Tesla was looking for funding for his experiments, and he went to admiral Faragut (sp?) to provide some demonstrations, and to show how his research could be useful. Faragut said, “thats nice.” But to impress Faragut further, Tesla made a promise to Faragut that he would see exactly how spectacular, and how purposeful his research could be, when Farragut went on manuvers in the North Pacific. As it just so happens, Farragut’s manuevers were to take place during a span of time which included the Tunguska event. Tesla, performed an experiment which, supporters of this theory believe, charged the Ionosphere of the Earth, and caused a lightning discharge to fly from where-ever Tesla was at the time of the Tunguska event over the North Pacific region, and targeting the ground zero of the tunguska meteor site.

This was explained on some television show, a long time ago, and I am sure some quick googling will discredit this explanation. However it makes a good story.

PBS recently rebroadcast a program about the blast.
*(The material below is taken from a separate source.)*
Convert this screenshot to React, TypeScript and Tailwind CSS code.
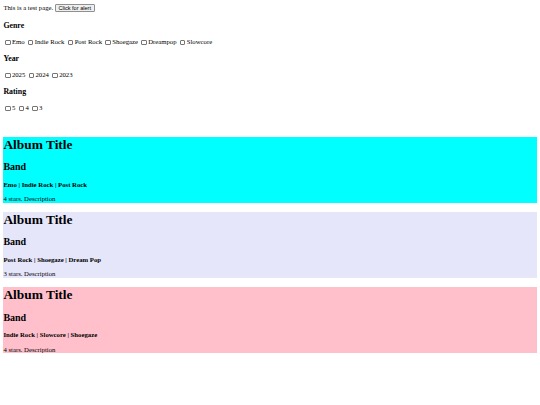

They might have information available at their website at pbs.org

I did some googling, and found that Admiral Farragut died in 1870, so this explanation is BS. I still say that it is a good story though.

Yeah. :frowning:
http://boards.straightdope.com/sdmb/showthread.php?s=&threadid=157850

Here is the OP from Rayne Man:
http://boards.straightdope.com/sdmb/showthread.php?s=&postid=3062504#post3062504

All interesting posts … but what I want to know is this:

What wacko thoery was Slug illustrating?

I mean, I get the flying saucer, which is a nod to the crazy UFO theories … but a laser/phaser/photon beam slicing off someone’s butt?

WTF?

Time to decrease/increase Slug’s meds, me thinks.

Maybe Slug is one of them Outland fans. :smiley:One strip involved a fanny-whacker machine, this machine shot out laser beams and whacked off other chacters’ fannies.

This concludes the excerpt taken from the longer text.